Provided material>
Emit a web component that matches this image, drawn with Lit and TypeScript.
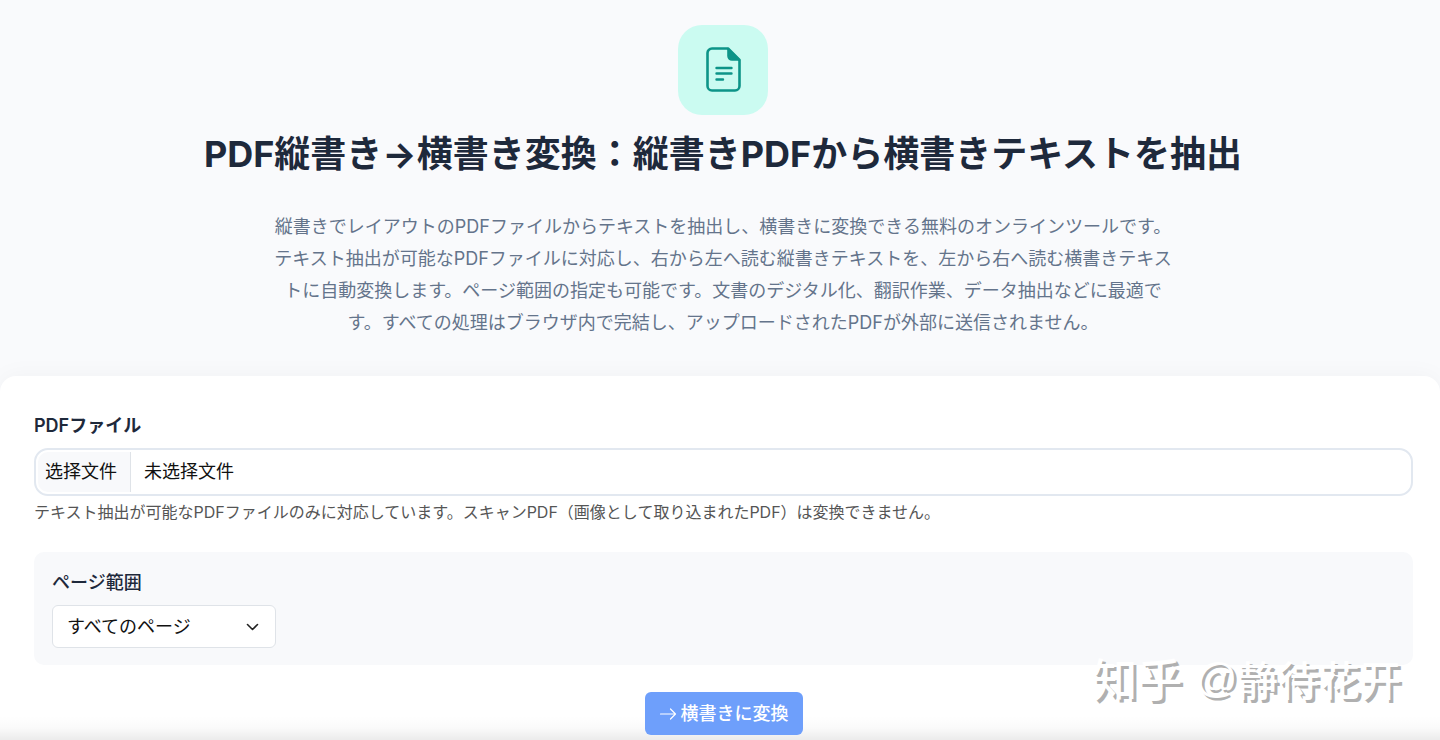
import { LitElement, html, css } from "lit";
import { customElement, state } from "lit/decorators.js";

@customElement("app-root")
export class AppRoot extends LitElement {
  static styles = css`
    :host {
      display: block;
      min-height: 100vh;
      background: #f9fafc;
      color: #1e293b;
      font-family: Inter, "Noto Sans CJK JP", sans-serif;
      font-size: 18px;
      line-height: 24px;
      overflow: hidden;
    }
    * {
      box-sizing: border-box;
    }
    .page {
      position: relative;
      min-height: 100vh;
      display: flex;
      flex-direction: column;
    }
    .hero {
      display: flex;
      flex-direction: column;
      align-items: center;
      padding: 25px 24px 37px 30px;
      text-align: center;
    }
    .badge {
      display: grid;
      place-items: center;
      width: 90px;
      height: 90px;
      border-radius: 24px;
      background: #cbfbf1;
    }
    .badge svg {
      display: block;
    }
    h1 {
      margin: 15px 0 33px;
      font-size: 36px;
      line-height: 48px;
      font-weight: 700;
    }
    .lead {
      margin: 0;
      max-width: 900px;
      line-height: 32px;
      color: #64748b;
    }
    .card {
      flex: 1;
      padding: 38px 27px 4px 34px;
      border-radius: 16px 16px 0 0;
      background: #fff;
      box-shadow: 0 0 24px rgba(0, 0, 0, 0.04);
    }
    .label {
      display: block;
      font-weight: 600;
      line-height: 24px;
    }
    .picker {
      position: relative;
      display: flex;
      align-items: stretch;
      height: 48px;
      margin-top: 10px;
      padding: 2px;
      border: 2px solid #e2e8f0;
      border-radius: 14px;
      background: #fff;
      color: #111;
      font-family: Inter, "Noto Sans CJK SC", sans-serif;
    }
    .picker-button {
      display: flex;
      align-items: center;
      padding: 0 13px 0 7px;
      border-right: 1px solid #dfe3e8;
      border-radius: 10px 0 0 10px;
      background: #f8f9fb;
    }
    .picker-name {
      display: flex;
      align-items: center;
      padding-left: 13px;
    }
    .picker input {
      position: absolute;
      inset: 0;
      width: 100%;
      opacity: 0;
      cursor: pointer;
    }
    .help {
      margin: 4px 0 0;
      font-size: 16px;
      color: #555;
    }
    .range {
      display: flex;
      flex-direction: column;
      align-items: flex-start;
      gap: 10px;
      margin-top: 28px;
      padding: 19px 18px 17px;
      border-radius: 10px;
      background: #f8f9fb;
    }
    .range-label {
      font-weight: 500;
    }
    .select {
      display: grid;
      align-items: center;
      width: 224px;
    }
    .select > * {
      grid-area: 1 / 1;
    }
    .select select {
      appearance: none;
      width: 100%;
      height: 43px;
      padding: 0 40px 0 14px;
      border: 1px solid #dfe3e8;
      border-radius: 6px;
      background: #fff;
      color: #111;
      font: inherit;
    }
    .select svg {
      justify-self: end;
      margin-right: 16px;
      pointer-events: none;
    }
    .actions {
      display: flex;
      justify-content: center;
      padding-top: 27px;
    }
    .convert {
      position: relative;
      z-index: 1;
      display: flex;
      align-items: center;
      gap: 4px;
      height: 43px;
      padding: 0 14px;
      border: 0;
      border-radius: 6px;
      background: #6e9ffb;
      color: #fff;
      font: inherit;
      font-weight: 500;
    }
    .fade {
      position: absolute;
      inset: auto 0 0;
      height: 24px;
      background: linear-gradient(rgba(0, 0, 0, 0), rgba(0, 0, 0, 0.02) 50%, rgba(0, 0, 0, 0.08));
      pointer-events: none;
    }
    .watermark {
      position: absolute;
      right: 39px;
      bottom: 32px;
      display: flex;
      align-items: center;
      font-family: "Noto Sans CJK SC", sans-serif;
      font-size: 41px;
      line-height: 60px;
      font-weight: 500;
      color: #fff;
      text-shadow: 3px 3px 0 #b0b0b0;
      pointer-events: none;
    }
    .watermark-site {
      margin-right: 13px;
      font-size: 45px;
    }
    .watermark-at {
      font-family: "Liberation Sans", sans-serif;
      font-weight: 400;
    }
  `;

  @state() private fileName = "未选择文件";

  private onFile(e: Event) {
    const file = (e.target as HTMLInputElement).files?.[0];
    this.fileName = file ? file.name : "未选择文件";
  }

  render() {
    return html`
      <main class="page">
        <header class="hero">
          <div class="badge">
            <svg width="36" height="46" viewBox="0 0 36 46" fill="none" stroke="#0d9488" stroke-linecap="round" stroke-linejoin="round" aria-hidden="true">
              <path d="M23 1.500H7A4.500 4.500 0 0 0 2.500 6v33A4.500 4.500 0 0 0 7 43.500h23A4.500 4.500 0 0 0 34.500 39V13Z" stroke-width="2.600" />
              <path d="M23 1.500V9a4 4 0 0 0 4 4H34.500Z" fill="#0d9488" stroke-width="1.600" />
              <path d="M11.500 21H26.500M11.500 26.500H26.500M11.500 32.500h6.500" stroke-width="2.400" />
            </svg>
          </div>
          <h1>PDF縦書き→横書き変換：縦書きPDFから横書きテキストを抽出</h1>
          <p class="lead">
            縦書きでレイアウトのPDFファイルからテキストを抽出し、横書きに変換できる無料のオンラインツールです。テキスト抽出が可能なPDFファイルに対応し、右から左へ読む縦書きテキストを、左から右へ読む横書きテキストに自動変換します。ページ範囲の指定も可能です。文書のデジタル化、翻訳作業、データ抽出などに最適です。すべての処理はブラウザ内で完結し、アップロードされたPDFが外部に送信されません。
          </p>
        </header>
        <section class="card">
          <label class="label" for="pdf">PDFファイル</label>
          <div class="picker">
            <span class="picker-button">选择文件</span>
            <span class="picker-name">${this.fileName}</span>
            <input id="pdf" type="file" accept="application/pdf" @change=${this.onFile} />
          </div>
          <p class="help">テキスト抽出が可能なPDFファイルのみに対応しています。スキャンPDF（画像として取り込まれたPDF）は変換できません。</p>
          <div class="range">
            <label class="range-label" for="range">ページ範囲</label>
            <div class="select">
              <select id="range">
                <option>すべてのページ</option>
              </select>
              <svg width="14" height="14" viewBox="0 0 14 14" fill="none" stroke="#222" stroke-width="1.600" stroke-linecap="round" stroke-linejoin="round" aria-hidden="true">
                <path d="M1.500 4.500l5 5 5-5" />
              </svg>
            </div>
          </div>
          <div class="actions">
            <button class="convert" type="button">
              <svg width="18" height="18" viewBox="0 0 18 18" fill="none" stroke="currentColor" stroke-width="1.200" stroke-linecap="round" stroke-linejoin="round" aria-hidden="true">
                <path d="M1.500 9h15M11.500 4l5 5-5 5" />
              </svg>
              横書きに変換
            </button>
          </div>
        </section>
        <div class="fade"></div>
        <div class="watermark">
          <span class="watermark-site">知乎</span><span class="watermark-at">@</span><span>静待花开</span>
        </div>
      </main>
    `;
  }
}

Short problem>
Reproduce the material above in full and without alteration, but skip all pictures.

Solution for this problem>
Emit a web component that matches this image, drawn with Lit and TypeScript.
import { LitElement, html, css } from "lit";
import { customElement, state } from "lit/decorators.js";

@customElement("app-root")
export class AppRoot extends LitElement {
  static styles = css`
    :host {
      display: block;
      min-height: 100vh;
      background: #f9fafc;
      color: #1e293b;
      font-family: Inter, "Noto Sans CJK JP", sans-serif;
      font-size: 18px;
      line-height: 24px;
      overflow: hidden;
    }
    * {
      box-sizing: border-box;
    }
    .page {
      position: relative;
      min-height: 100vh;
      display: flex;
      flex-direction: column;
    }
    .hero {
      display: flex;
      flex-direction: column;
      align-items: center;
      padding: 25px 24px 37px 30px;
      text-align: center;
    }
    .badge {
      display: grid;
      place-items: center;
      width: 90px;
      height: 90px;
      border-radius: 24px;
      background: #cbfbf1;
    }
    .badge svg {
      display: block;
    }
    h1 {
      margin: 15px 0 33px;
      font-size: 36px;
      line-height: 48px;
      font-weight: 700;
    }
    .lead {
      margin: 0;
      max-width: 900px;
      line-height: 32px;
      color: #64748b;
    }
    .card {
      flex: 1;
      padding: 38px 27px 4px 34px;
      border-radius: 16px 16px 0 0;
      background: #fff;
      box-shadow: 0 0 24px rgba(0, 0, 0, 0.04);
    }
    .label {
      display: block;
      font-weight: 600;
      line-height: 24px;
    }
    .picker {
      position: relative;
      display: flex;
      align-items: stretch;
      height: 48px;
      margin-top: 10px;
      padding: 2px;
      border: 2px solid #e2e8f0;
      border-radius: 14px;
      background: #fff;
      color: #111;
      font-family: Inter, "Noto Sans CJK SC", sans-serif;
    }
    .picker-button {
      display: flex;
      align-items: center;
      padding: 0 13px 0 7px;
      border-right: 1px solid #dfe3e8;
      border-radius: 10px 0 0 10px;
      background: #f8f9fb;
    }
    .picker-name {
      display: flex;
      align-items: center;
      padding-left: 13px;
    }
    .picker input {
      position: absolute;
      inset: 0;
      width: 100%;
      opacity: 0;
      cursor: pointer;
    }
    .help {
      margin: 4px 0 0;
      font-size: 16px;
      color: #555;
    }
    .range {
      display: flex;
      flex-direction: column;
      align-items: flex-start;
      gap: 10px;
      margin-top: 28px;
      padding: 19px 18px 17px;
      border-radius: 10px;
      background: #f8f9fb;
    }
    .range-label {
      font-weight: 500;
    }
    .select {
      display: grid;
      align-items: center;
      width: 224px;
    }
    .select > * {
      grid-area: 1 / 1;
    }
    .select select {
      appearance: none;
      width: 100%;
      height: 43px;
      padding: 0 40px 0 14px;
      border: 1px solid #dfe3e8;
      border-radius: 6px;
      background: #fff;
      color: #111;
      font: inherit;
    }
    .select svg {
      justify-self: end;
      margin-right: 16px;
      pointer-events: none;
    }
    .actions {
      display: flex;
      justify-content: center;
      padding-top: 27px;
    }
    .convert {
      position: relative;
      z-index: 1;
      display: flex;
      align-items: center;
      gap: 4px;
      height: 43px;
      padding: 0 14px;
      border: 0;
      border-radius: 6px;
      background: #6e9ffb;
      color: #fff;
      font: inherit;
      font-weight: 500;
    }
    .fade {
      position: absolute;
      inset: auto 0 0;
      height: 24px;
      background: linear-gradient(rgba(0, 0, 0, 0), rgba(0, 0, 0, 0.02) 50%, rgba(0, 0, 0, 0.08));
      pointer-events: none;
    }
    .watermark {
      position: absolute;
      right: 39px;
      bottom: 32px;
      display: flex;
      align-items: center;
      font-family: "Noto Sans CJK SC", sans-serif;
      font-size: 41px;
      line-height: 60px;
      font-weight: 500;
      color: #fff;
      text-shadow: 3px 3px 0 #b0b0b0;
      pointer-events: none;
    }
    .watermark-site {
      margin-right: 13px;
      font-size: 45px;
    }
    .watermark-at {
      font-family: "Liberation Sans", sans-serif;
      font-weight: 400;
    }
  `;

  @state() private fileName = "未选择文件";

  private onFile(e: Event) {
    const file = (e.target as HTMLInputElement).files?.[0];
    this.fileName = file ? file.name : "未选择文件";
  }

  render() {
    return html`
      <main class="page">
        <header class="hero">
          <div class="badge">
            <svg width="36" height="46" viewBox="0 0 36 46" fill="none" stroke="#0d9488" stroke-linecap="round" stroke-linejoin="round" aria-hidden="true">
              <path d="M23 1.500H7A4.500 4.500 0 0 0 2.500 6v33A4.500 4.500 0 0 0 7 43.500h23A4.500 4.500 0 0 0 34.500 39V13Z" stroke-width="2.600" />
              <path d="M23 1.500V9a4 4 0 0 0 4 4H34.500Z" fill="#0d9488" stroke-width="1.600" />
              <path d="M11.500 21H26.500M11.500 26.500H26.500M11.500 32.500h6.500" stroke-width="2.400" />
            </svg>
          </div>
          <h1>PDF縦書き→横書き変換：縦書きPDFから横書きテキストを抽出</h1>
          <p class="lead">
            縦書きでレイアウトのPDFファイルからテキストを抽出し、横書きに変換できる無料のオンラインツールです。テキスト抽出が可能なPDFファイルに対応し、右から左へ読む縦書きテキストを、左から右へ読む横書きテキストに自動変換します。ページ範囲の指定も可能です。文書のデジタル化、翻訳作業、データ抽出などに最適です。すべての処理はブラウザ内で完結し、アップロードされたPDFが外部に送信されません。
          </p>
        </header>
        <section class="card">
          <label class="label" for="pdf">PDFファイル</label>
          <div class="picker">
            <span class="picker-button">选择文件</span>
            <span class="picker-name">${this.fileName}</span>
            <input id="pdf" type="file" accept="application/pdf" @change=${this.onFile} />
          </div>
          <p class="help">テキスト抽出が可能なPDFファイルのみに対応しています。スキャンPDF（画像として取り込まれたPDF）は変換できません。</p>
          <div class="range">
            <label class="range-label" for="range">ページ範囲</label>
            <div class="select">
              <select id="range">
                <option>すべてのページ</option>
              </select>
              <svg width="14" height="14" viewBox="0 0 14 14" fill="none" stroke="#222" stroke-width="1.600" stroke-linecap="round" stroke-linejoin="round" aria-hidden="true">
                <path d="M1.500 4.500l5 5 5-5" />
              </svg>
            </div>
          </div>
          <div class="actions">
            <button class="convert" type="button">
              <svg width="18" height="18" viewBox="0 0 18 18" fill="none" stroke="currentColor" stroke-width="1.200" stroke-linecap="round" stroke-linejoin="round" aria-hidden="true">
                <path d="M1.500 9h15M11.500 4l5 5-5 5" />
              </svg>
              横書きに変換
            </button>
          </div>
        </section>
        <div class="fade"></div>
        <div class="watermark">
          <span class="watermark-site">知乎</span><span class="watermark-at">@</span><span>静待花开</span>
        </div>
      </main>
    `;
  }
}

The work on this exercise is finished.